"More Like This" (or "Query by Example") is a capability that allows users to find documents that are similar to a document of their choice. This process could involve creating a query that reflects the content of the document, and then retrieving the documents that match most closely. However, in order to do this efficiently, AIE supports the pre-computation of the "more like this" query for a document during ingestion based on its contents.
This page explains how to enable and set up more-like-this query extraction, and how to generate queries from the more-like-this query field.
These features require that the morelikethis module be included when you run createproject to create the project directories. In addition, additional files must be downloaded in order to process languages other than English.
View incoming links.
A language model is a record of how probable words and sequences of words are, measured over a large amount of text. (Language models are large enough that they are packaged as separate downloads.)
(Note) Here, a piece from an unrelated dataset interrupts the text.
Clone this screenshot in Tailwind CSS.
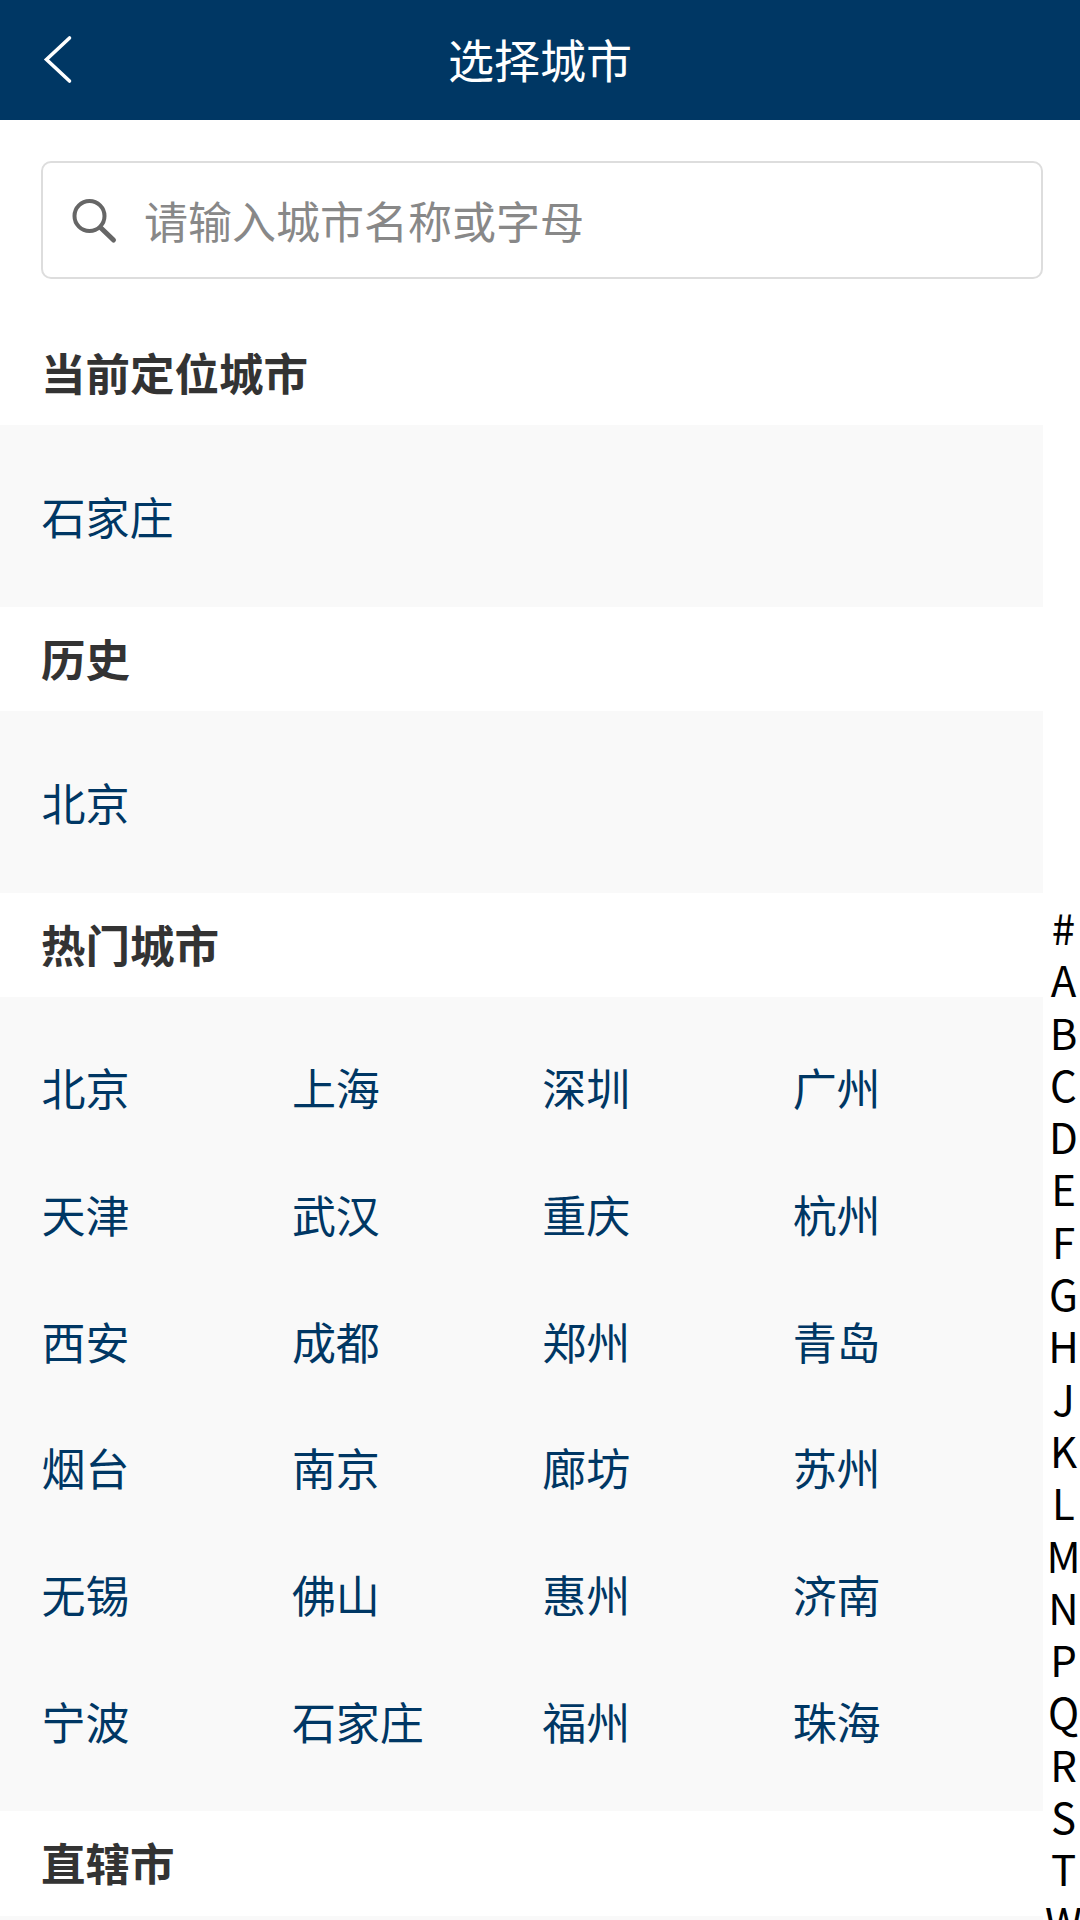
<!DOCTYPE html>
<html lang="zh-CN">

<head>
    <meta charset="UTF-8">
    <meta name="viewport" content="width=device-width, initial-scale=1.0">
    <title>选择城市</title>
    <script src="https://cdn.jsdelivr.net/npm/@tailwindcss/browser@4"></script>
</head>

<body class="bg-white font-['Noto_Sans_CJK_SC',sans-serif]">
    <div class="relative w-[1080px] h-[1920px] overflow-hidden">
        <!-- header -->
        <header class="relative h-[120px] bg-[#003764] flex items-center justify-center text-white text-[46px]">
            <svg class="absolute left-[40px] top-[32px]" width="36" height="56" viewBox="0 0 36 56" fill="none">
                <polyline points="29.5,6 6.5,27.5 29.5,49" stroke="#fff" stroke-width="3.6" stroke-linecap="round" stroke-linejoin="miter" />
            </svg>
            <h1 class="font-normal pb-[3px]">选择城市</h1>
        </header>

        <div class="w-[1043px]">
            <!-- search -->
            <div class="pl-[41px] pt-[41px] pb-[44px]">
                <div class="h-[118px] border-2 border-[#dddddd] rounded-[10px] flex items-center pl-[29px]">
                    <svg width="48" height="48" viewBox="0 0 48 48" fill="none">
                        <circle cx="17.5" cy="20" r="15" stroke="#666666" stroke-width="4" />
                        <line x1="29" y1="32" x2="41.5" y2="44" stroke="#666666" stroke-width="5" stroke-linecap="round" />
                    </svg>
                    <span class="ml-[24px] text-[44px] text-[#888888]">请输入城市名称或字母</span>
                </div>
            </div>

            <!-- current -->
            <h2 class="h-[102px] flex items-center pl-[41px] pb-[4px] text-[44.5px] font-bold text-[#333333]">当前定位城市</h2>
            <div class="h-[182px] bg-[#f9f9f9] pl-[41.5px] flex items-center text-[44px] text-[#003764]">石家庄</div>

            <!-- history -->
            <h2 class="h-[104px] flex items-center pl-[41px] pb-[2px] text-[44.5px] font-bold text-[#333333]">历史</h2>
            <div class="h-[182px] bg-[#f9f9f9] pl-[41.5px] flex items-center text-[44px] text-[#003764]">北京</div>

            <!-- hot -->
            <h2 class="h-[104px] flex items-center pl-[41px] pb-[2px] text-[44.5px] font-bold text-[#333333]">热门城市</h2>
            <div class="h-[814px] bg-[#f9f9f9] pl-[41.5px] py-[27px] grid grid-cols-4 auto-rows-[126.7px] items-center text-[44px] text-[#003764]">
                <span>北京</span><span>上海</span><span>深圳</span><span>广州</span>
                <span>天津</span><span>武汉</span><span>重庆</span><span>杭州</span>
                <span>西安</span><span>成都</span><span>郑州</span><span>青岛</span>
                <span>烟台</span><span>南京</span><span>廊坊</span><span>苏州</span>
                <span>无锡</span><span>佛山</span><span>惠州</span><span>济南</span>
                <span>宁波</span><span>石家庄</span><span>福州</span><span>珠海</span>
            </div>

            <h2 class="h-[105px] flex items-center pl-[41px] pb-[3px] text-[44.5px] font-bold text-[#333333]">直辖市</h2>
            <div class="h-[182px] bg-[#f9f9f9]"></div>
        </div>

        <!-- letter index -->
        <nav class="absolute right-0 top-[901px] w-[33px] flex flex-col items-center text-[42px] leading-[52.3px] text-black">
            <span>#</span><span>A</span><span>B</span><span>C</span><span>D</span><span>E</span><span>F</span>
            <span>G</span><span>H</span><span>J</span><span>K</span><span>L</span><span>M</span><span>N</span>
            <span>P</span><span>Q</span><span>R</span><span>S</span><span>T</span><span>W</span>
        </nav>
    </div>
</body>

</html>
How probable it is that you would encounter this word or phrase in ordinary text.
Keyword or Keyphrase
Words or phrases that appear unusually frequently in this document, compared to their overall frequency in the language.
In order to extract a more-like-this query in AIE, a language model and a stop word list are required. AIE ships with an English language model and an English stopword list. Language models and stop word lists for some languages may be downloaded here: Dutch (nl), French (fr), German (de), Italian (it), Spanish (es), Portuguese (pt). For other languages, please contact firstname.lastname@example.org.
More-Like-This Query Extraction Transformer
The ExtractSimilarQuery transformer extracts "more-like-this" queries from documents as described above. It stores them in a field for later use. The most common use is to provide a button associated with a document which matches a query. This allows users to review all documents which match a query, and to "drill down" to the documents which are similar to one of the result documents.
To enable more-like-this query extraction, include the morelikethis module as one of the modules supplied to createproject. This will load the file <install_dir>\conf\morelikethis\module.xml, which defines the extractMoreLikeThisQuery component and adds it to the ingestPostProcess workflow.
This is the default configuration of the extractMoreLikeThisQuery component:
There are a number of configurable properties of the more-like-this query extractor:
The name of the language model service.
Language-to-filename property map
A more-like-this query cannot contain a word in the stopword dictionary for the appropriate locale.
The default locale if a field does not have a locale.
Assert whether or not the more-like-this query extractor should look at all the natural language fields, as defined by the schema.
list of field names
The list of field names to be processed when useAllNaturalLanguageFields is false.
Limits the unigrams to those terms which occur at least this many times
Limits the bigrams to those terms which occur at least this many times
Limits the trigrams to those terms which occur at least this many times
Omits queries with a small number of terms
|minTokenLength||integer||Tokens shorter than minTokenLength are not included in the morelikethis query.|
Limits the number of unigrams used to build the more-like-this query
Limits the number of bigrams used to build the more-like-this query
Limits the number of trigrams used to build the more-like-this query
The field in which the extracted more-like-this queries are to be stored. The default field, "morelikethisquery", is defined in the file <install_dir>\conf\morelikethis\schema.xml.
|validTokenRegex||string||A regular expression that all tokens must match. Tokens that do not match this regular expression are not included in the morelikethis query.||"[^0-9]*" which rejects tokens that contain digits)|
Notes on these parameters:
maxTrigramTermslimits the number of terms extracted for a document, those with the highest surprise value are chosen.
The morelikethis module depends on the languageModelService component, which is defined in the file <install_dir>\conf\languagemodel\module.xml. By default, only the English language model is loaded. For more information on using language models, see the documentation for Language Models.
The more-like-this query looks something like this: OR( unigram1, unigram2, ..., bigram1, bigram2, ..., trigram1, trigram2, ..., minimum=3 ). The minimum number of terms to match is always 1/3 of the total number of unigrams, bigrams, and trigrams. The more-like-this query is not saved if fewer than minTermsForQuery terms are found when processing the document.
Using More-Like-This Queries
- Be sure that the morelikethis and languagemodel modules are loaded by including them in the list of modules supplied to createproject
- For languages besides English:
- For each language, download and add the stopwords dictionary to the stopWordDictionaries map.
- For each language, download the appropriate languagemodel jar and put it in the <install_dir>/lib directory.
- For each language, add a map section to the models map for the languageModelService component. Copying the "en" map and replacing "en" with the appropriate language code should suffice.
- Ingest (or re-ingest) content in a workflow that includes the extractMoreLikeThisQuery component.
The query computed by the morelikethis module for a document does not take into account query workflows that may change the query's meaning. For example, if the morelikethis query for a document is submitted to a query workflow that includes automatic spelling correction, the query may be mutated into one that does not return that document.